Ruim gebouw, dat drie beuken van drie traveeën op zuilen omvat, tussen een hoge westtoren en een uitspringend transept, dat voor een veelhoekig, door oostsacristieën geflankeerd koor staat.
Grote, vierkante toren uit het derde kwart van de 16de eeuw met aanleunend semi-vijfhoekig noordtorentje; grondig herwerkt tijdens de 17de eeuw (jaartal 1666 op het gewelf); hoge arcade naar de beuk toe en klein barokdeurtje op de benedenverdieping. Barokportaal, vensteropeningen en hoekpilasters van de voorgevel (17de eeuw); fraaie peerspits. Schip voorzien van zandstenen steunmuren en bakstenen gewelven (met loofwerk versierde kraagstenen) vermoedelijk uit de 17de eeuw; zuilen uit 15de eeuw(?). Noordzijbeuk en -transeptarm van ijzerzandsteen, gelijktijdig met het koor opgericht (15de eeuw); zuidzijbeuk en -dwarsarm, met steunberen in speklagen van zand- en ijzerzandsteen uit einde 16de eeuw. Ietwat recentere transeptgevels.
Gedrongen, gotisch koor van ijzerzandsteen, aangevat in 1439 (archiefstukken); grondig gewijzigd tijdens de 16de eeuw; ribben met tenietlopend profiel en kapiteelloze zuilen naar Brabantse wijze.

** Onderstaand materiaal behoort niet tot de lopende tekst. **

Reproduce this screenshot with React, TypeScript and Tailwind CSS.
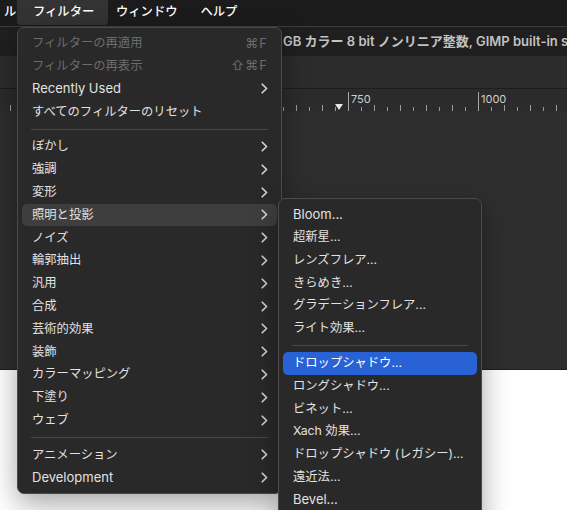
import React from "react";

type Entry =
  | { kind: "sep" }
  | { kind: "item"; label: string; shortcut?: string; sub?: boolean; disabled?: boolean; active?: boolean };

const mainMenu: Entry[] = [
  { kind: "item", label: "フィルターの再適用", shortcut: "⌘F", disabled: true },
  { kind: "item", label: "フィルターの再表示", shortcut: "⇧⌘F", disabled: true },
  { kind: "item", label: "Recently Used", sub: true },
  { kind: "item", label: "すべてのフィルターのリセット" },
  { kind: "sep" },
  { kind: "item", label: "ぼかし", sub: true },
  { kind: "item", label: "強調", sub: true },
  { kind: "item", label: "変形", sub: true },
  { kind: "item", label: "照明と投影", sub: true, active: true },
  { kind: "item", label: "ノイズ", sub: true },
  { kind: "item", label: "輪郭抽出", sub: true },
  { kind: "item", label: "汎用", sub: true },
  { kind: "item", label: "合成", sub: true },
  { kind: "item", label: "芸術的効果", sub: true },
  { kind: "item", label: "装飾", sub: true },
  { kind: "item", label: "カラーマッピング", sub: true },
  { kind: "item", label: "下塗り", sub: true },
  { kind: "item", label: "ウェブ", sub: true },
  { kind: "sep" },
  { kind: "item", label: "アニメーション", sub: true },
  { kind: "item", label: "Development", sub: true },
];

const lightMenu: Entry[] = [
  { kind: "item", label: "Bloom..." },
  { kind: "item", label: "超新星..." },
  { kind: "item", label: "レンズフレア..." },
  { kind: "item", label: "きらめき..." },
  { kind: "item", label: "グラデーションフレア..." },
  { kind: "item", label: "ライト効果..." },
  { kind: "sep" },
  { kind: "item", label: "ドロップシャドウ...", active: true },
  { kind: "item", label: "ロングシャドウ..." },
  { kind: "item", label: "ビネット..." },
  { kind: "item", label: "Xach 効果..." },
  { kind: "item", label: "ドロップシャドウ (レガシー)..." },
  { kind: "item", label: "遠近法..." },
  { kind: "item", label: "Bevel..." },
];

// latin-only labels get the slightly larger size, CJK glyphs run a bit small
const isLatin = (s: string) => /^[\x20-\x7e]+$/.test(s);

function Chevron() {
  return (
    <svg width="7" height="11" viewBox="0 0 7 11" className="shrink-0">
      <path d="M1.2 1.2 L5.6 5.5 L1.2 9.8" fill="none" stroke="#d6d6d6" strokeWidth="1.6" strokeLinecap="round" strokeLinejoin="round" />
    </svg>
  );
}

function Separator() {
  return (
    <div className="h-[12px] flex items-center px-[13px]">
      <div className="h-px w-full bg-[#474747]" />
    </div>
  );
}

function MainMenu() {
  return (
    <div className="absolute left-[17px] top-[27px] w-[265px] rounded-[7px] border border-[#4a4a4a] bg-[#292929] py-[4px] shadow-[0_10px_28px_rgba(0,0,0,0.35)]">
      {mainMenu.map((e, i) =>
        e.kind === "sep" ? (
          <Separator key={i} />
        ) : (
          <div
            key={i}
            className={`h-[22.8px] mx-[4px] pl-[10px] pr-[9px] rounded-[5px] flex items-center justify-between ${
              e.active ? "bg-[#3e3e3e]" : ""
            } ${e.disabled ? "text-[#6c6c6c]" : "text-[#e2e2e2]"}`}
          >
            <span className={isLatin(e.label) ? "text-[13px]" : ""}>{e.label}</span>
            {e.shortcut && <span className="text-[13px] text-[#6c6c6c] tracking-[1px]">{e.shortcut}</span>}
            {e.sub && <Chevron />}
          </div>
        )
      )}
    </div>
  );
}

function SubMenu() {
  return (
    <div className="absolute left-[278px] top-[198px] w-[204px] h-[340px] rounded-[7px] border border-[#4a4a4a] bg-[#292929] py-[4px] shadow-[0_10px_28px_rgba(0,0,0,0.35)]">
      {lightMenu.map((e, i) =>
        e.kind === "sep" ? (
          <Separator key={i} />
        ) : (
          <div
            key={i}
            className={`h-[22.8px] mx-[4px] px-[10px] rounded-[5px] flex items-center ${
              e.active ? "bg-[#2862d4] text-white" : "text-[#e2e2e2]"
            }`}
          >
            <span className={isLatin(e.label) ? "text-[13px]" : ""}>{e.label}</span>
          </div>
        )
      )}
    </div>
  );
}

function Ruler() {
  const ticks: number[] = [];
  for (let x = 10; x < 567; x += 13) ticks.push(x);
  return (
    <svg width="567" height="22" className="block">
      {ticks.map((x, i) => {
        const major = x === 348 || x === 478;
        const h = major ? 19 : i % 2 === 0 ? 6 : 4;
        return <line key={x} x1={x + 0.5} x2={x + 0.5} y1={22 - h} y2={22} stroke={major ? "#a8a8a8" : "#9a9a9a"} strokeWidth="1" />;
      })}
      <text x="351" y="14" fontSize="11" fill="#cfcfcf" fontFamily="Inter, sans-serif">750</text>
      <text x="481" y="14" fontSize="11" fill="#cfcfcf" fontFamily="Inter, sans-serif">1000</text>
      <path d="M335 15 L343 15 L339 21 Z" fill="#e6e6e6" />
    </svg>
  );
}

export default function App() {
  return (
    <div className="relative w-[567px] h-[510px] overflow-hidden bg-white text-[12.3px] font-['Inter','Noto_Sans_CJK_JP',sans-serif]">
      {/* menu bar */}
      <div className="h-[26px] bg-[#1b1b1b] flex items-start text-white font-medium">
        <span className="w-[17px] h-[25px] pl-[4px] flex items-center">ル</span>
        <span className="w-[91px] h-[25px] pl-[16px] bg-[#333333] rounded-b-[4px] flex items-center">フィルター</span>
        <span className="h-[25px] ml-[8px] flex items-center">ウィンドウ</span>
        <span className="h-[25px] ml-[23px] flex items-center">ヘルプ</span>
      </div>

      {/* title strip */}
      <div className="h-[30px] border-t border-[#3d3d3d] bg-[#1f1f1f] flex items-center pl-[283px] whitespace-nowrap overflow-hidden">
        <span className="text-[13px] font-semibold text-[#c2c2c2]">GB カラー 8 bit ノンリニア整数, GIMP built-in sRGB</span>
      </div>

      {/* tool options area */}
      <div className="h-[32px] bg-[#2c2c2c]" />

      {/* ruler */}
      <div className="h-[23px] border-t border-[#1d1d1d] bg-[#2b2b2b]">
        <Ruler />
      </div>

      {/* canvas surround */}
      <div className="h-[259px] bg-[#2e2e2e] border-b border-[#1f1f1f]" />

      {/* image */}
      <div className="h-[140px] bg-white" />

      <MainMenu />
      <SubMenu />
    </div>
  );
}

Noordsacristie uit de 16de eeuw; zuidsacristie van circa 1900.
Mobilair. In de doopkapel (heden noordsacristie), wit marmeren doopvont, van Gallo-Romeinse oorsprong en met een gotisch deksel, bevestigd aan een hefboom (16de eeuw), houten barokhekken uit de 17de eeuw (getorste zuilen, rolwerk en festoenen).